Saudi bomb on your sofa? Yemen civilians narrowly avoid death as failed shell dropped on house (PHOTO)

20 May, 2015 05:26 / Updated 10 years ago

Dozens of residents of Yemeni’s capital avoided likely injuries or death after a bomb, thought to be dropped by the Saudi-led coalition, fell into a residential block but failed to explode. A witness told RT the strike targeted a civilian-only area.

READ MORE: Saudis resume airstrikes on Yemen following five-day humanitarian ceasefire

Only a day after the brief “humanitarian ceasefire” ended in Yemen, residents of a densely populated neighborhood in central Sanaa barely escaped death as a huge 1.5-meter shell came crashing through the ceiling of an apartment, shattering walls and furniture.

Terrified locals rushed to the house to examine the scene after the shell apparently failed to detonate. Surreal pictures of a bomb lying almost intact on what could have been a sofa were posted by witnesses on Twitter.

سقط صباح اليوم صاروخ ألقته طيران العدوان السعودي الأمريكي على أحدالمنازل في حي حدةبالعاصمةصنعاءإلاأن الصاروخ لم ينفجر pic.twitter.com/Sf0aMU4xYw

— حامد البخيتي (@hamedalbukhiti) May 19, 2015

RT contacted a witness called Hussein Al-Bukhiti, who said the shell landed in an apartment block close to where he lives while it was full of people.

“It’s a totally civilian neighborhood, there isn’t any army [facilities] or anti-aircraft guns in that area,”
Al-Bukhiti stressed, saying that if the bomb had exploded, there would have been “hundreds” of casualties, mostly women and children.

There are no bomb shelters in the area, so the only place Yemeni civilians can seek shelter during air raids are their homes, Al-Bukhiti explained.
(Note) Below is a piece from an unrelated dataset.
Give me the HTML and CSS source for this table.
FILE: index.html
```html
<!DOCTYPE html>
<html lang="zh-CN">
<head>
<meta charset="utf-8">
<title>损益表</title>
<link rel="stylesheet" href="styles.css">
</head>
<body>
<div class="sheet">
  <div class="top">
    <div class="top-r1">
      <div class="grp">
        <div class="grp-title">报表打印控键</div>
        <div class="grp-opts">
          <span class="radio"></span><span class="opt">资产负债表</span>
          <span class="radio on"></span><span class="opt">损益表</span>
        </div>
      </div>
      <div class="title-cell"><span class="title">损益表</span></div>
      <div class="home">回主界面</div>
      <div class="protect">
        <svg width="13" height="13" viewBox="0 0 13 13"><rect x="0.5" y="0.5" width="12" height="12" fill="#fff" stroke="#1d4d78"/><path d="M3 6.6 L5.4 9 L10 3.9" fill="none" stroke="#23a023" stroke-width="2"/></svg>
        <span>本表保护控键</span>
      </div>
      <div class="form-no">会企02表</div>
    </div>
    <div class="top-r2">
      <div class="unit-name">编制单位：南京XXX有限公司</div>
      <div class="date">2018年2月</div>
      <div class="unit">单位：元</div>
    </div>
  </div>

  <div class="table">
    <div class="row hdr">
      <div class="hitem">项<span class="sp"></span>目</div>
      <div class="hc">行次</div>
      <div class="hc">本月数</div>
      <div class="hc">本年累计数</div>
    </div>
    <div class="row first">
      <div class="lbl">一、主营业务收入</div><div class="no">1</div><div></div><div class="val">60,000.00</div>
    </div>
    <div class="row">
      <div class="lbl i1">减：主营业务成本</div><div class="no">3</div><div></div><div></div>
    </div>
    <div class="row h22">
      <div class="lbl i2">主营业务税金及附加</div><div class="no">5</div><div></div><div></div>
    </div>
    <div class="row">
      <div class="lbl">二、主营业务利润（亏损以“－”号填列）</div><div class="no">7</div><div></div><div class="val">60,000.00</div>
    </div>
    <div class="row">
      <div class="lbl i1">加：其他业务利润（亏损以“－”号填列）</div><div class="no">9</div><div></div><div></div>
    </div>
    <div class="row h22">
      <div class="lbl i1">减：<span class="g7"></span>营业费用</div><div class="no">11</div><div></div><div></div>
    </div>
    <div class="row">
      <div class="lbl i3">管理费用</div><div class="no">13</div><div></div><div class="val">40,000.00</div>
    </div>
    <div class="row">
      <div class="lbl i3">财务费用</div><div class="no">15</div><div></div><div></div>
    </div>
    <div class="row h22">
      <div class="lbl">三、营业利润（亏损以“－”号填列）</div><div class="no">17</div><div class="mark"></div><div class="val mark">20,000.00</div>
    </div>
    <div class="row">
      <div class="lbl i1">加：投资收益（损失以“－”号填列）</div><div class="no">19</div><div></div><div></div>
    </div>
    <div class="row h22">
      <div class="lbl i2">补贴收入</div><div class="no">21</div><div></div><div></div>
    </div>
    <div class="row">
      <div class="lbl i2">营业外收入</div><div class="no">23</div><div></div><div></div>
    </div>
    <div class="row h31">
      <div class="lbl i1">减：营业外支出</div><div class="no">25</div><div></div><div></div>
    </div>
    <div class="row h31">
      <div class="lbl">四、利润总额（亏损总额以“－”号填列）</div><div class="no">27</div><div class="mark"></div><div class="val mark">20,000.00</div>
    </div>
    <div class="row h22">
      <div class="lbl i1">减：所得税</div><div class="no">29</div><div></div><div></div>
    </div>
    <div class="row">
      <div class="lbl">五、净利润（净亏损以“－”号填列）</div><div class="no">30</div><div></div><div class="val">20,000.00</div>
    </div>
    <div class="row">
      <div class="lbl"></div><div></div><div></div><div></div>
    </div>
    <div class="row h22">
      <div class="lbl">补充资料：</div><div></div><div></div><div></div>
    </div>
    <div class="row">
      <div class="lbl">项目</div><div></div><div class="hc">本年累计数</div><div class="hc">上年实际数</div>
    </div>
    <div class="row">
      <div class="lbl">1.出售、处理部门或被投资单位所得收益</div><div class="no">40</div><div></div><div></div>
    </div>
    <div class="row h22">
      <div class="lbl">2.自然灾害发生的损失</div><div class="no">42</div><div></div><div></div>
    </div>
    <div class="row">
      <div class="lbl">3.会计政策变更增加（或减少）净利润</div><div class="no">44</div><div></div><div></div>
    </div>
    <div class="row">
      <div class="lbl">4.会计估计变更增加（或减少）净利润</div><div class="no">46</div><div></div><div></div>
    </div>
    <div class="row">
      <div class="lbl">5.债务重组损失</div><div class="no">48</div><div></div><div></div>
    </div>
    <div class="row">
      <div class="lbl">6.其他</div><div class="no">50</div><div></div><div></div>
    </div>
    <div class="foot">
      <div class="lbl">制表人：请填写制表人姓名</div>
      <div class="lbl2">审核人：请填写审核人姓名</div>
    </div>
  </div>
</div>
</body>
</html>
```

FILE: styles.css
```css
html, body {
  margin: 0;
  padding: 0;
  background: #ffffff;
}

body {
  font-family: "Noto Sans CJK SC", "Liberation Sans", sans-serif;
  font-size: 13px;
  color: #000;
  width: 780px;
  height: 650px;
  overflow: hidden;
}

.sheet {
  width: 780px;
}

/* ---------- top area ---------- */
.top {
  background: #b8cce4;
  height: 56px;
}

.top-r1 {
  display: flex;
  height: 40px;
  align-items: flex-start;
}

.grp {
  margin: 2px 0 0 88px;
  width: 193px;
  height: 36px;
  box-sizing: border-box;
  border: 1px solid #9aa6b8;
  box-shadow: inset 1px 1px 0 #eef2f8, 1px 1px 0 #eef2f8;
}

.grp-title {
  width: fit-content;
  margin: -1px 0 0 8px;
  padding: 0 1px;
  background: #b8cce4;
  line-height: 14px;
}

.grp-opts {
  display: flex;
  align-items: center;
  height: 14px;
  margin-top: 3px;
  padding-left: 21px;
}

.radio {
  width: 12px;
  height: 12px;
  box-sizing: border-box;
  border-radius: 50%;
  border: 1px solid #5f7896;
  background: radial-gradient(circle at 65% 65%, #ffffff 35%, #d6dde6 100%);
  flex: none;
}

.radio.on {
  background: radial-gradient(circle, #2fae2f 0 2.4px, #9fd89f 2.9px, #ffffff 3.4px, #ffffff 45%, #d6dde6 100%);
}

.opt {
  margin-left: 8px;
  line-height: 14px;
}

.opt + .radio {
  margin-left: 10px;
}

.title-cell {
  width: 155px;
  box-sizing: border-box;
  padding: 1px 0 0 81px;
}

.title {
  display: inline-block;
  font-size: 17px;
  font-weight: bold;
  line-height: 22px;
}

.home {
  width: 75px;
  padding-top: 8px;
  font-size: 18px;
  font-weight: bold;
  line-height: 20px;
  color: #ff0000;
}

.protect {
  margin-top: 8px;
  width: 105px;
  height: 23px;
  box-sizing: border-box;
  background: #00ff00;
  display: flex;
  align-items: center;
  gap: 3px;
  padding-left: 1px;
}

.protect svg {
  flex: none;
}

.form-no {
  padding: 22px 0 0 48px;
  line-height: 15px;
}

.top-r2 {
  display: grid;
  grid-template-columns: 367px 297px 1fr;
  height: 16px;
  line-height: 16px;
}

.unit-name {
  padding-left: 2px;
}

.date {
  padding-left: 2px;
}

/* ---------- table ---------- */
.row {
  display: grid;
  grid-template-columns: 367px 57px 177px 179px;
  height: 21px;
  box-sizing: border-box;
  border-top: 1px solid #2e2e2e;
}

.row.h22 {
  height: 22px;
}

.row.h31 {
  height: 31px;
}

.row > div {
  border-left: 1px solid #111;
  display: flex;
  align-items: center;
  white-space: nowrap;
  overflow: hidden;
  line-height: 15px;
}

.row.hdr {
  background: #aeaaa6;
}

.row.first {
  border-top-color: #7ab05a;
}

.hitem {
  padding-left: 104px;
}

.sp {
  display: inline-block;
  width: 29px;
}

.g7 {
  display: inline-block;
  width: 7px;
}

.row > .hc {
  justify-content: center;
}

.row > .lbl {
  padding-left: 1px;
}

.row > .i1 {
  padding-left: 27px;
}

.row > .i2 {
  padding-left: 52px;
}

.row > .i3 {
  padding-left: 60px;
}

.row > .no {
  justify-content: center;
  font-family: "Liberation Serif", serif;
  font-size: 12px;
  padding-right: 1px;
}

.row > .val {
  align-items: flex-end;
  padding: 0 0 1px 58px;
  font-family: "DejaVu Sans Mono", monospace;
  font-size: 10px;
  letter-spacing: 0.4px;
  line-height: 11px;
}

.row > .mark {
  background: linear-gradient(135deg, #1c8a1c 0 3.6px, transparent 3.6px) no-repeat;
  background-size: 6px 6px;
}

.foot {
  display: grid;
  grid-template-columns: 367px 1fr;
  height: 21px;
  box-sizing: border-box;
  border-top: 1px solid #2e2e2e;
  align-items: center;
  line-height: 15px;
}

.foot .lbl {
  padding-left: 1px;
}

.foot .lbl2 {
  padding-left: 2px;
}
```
The incident took place amid renewed air raids against the Shiite Houthi rebels launched by Saudi Arabia and its allies in Yemen, and has been blamed on the coalition by the locals.

According to Al-Bukhiti, “the Saudi aggression is targeting all the country despite the fact there’re 25 million people living in Yemen… You can tell from the high number of casualties among civilians that they’re attacking everything in Yemen.” He described the incessant strikes that have been shaking Sanaa “every day, if not every hour” since March 26, except for the period of the recent five-day ceasefire.

However, he added that the coalition did not heed the ceasefire elsewhere, with the northern Saada province, a Houthi stronghold, coming under fire daily.

The witness has accused the Saudi-led coalition of war crimes: “The only thing that they had [done] in [Saada capital] Sadah, is that they dropped leaflets and they asked all the people of Saada province to leave the whole province as it would be declared a military target and every place would be targeted. This is a crime against humanity because how can you ask 1 million people to leave after having a blockade of two months, where people have no fuel to use their cars, where all the bridges, all the roads across the country have been destroyed. There is no way for many people to go or to take shelter because every area is targeted.”

READ MORE: Saudi Arabia moves ‘strike force’ to border with Yemen as truce nears – report

The strikes resumed despite a UN plea to extend the ceasefire for further delivery of food, fuel and medicine to the devastated regions of Yemen. Hundreds fled the worst affected districts of Sanaa, while coalition warplanes pummeled rebel-held military depots and positions. Airstrikes also targeted the southern city of Aden, where forces loyal to the ousted president Abd-Rabbu Mansour Hadi have been fighting with the Houthis and loyalists of the former strongman Ali Abdullah Saleh.

According to UN humanitarian agency UNHCR, 1,849 people had been killed and 7,394 others had been injured in the Yemeni conflict as of May 15.

With Saudi Arabia training anti-Houthi fighters on the Yemeni border, despite promising a commitment to a diplomatic solution to the crisis and UN-brokered talks, Sanaa residents fear the worst-case scenario of street battles and complete devastation will soon be upon them.

“Soon Sanaa will be like Aden and Taiz…There has been a big build-up since before the ceasefire and I think now there will be a big fight,” a tribesman from the central province of Ibb told the Financial Times.


Reports suggest that a conservative Sunni military leader, Major General Ali Mohsen Al-Ahmar, has become a major figure in the Saudi-sponsored anti-Houthi force. Al-Ahmar, who is referred to as an Islamist, is believed to have been a chief orchestrator in planning the military campaign in Yemen, raising concerns that Islamists would take over the power in the Gulf country, should the ground operation against the Houthis prove to be successful.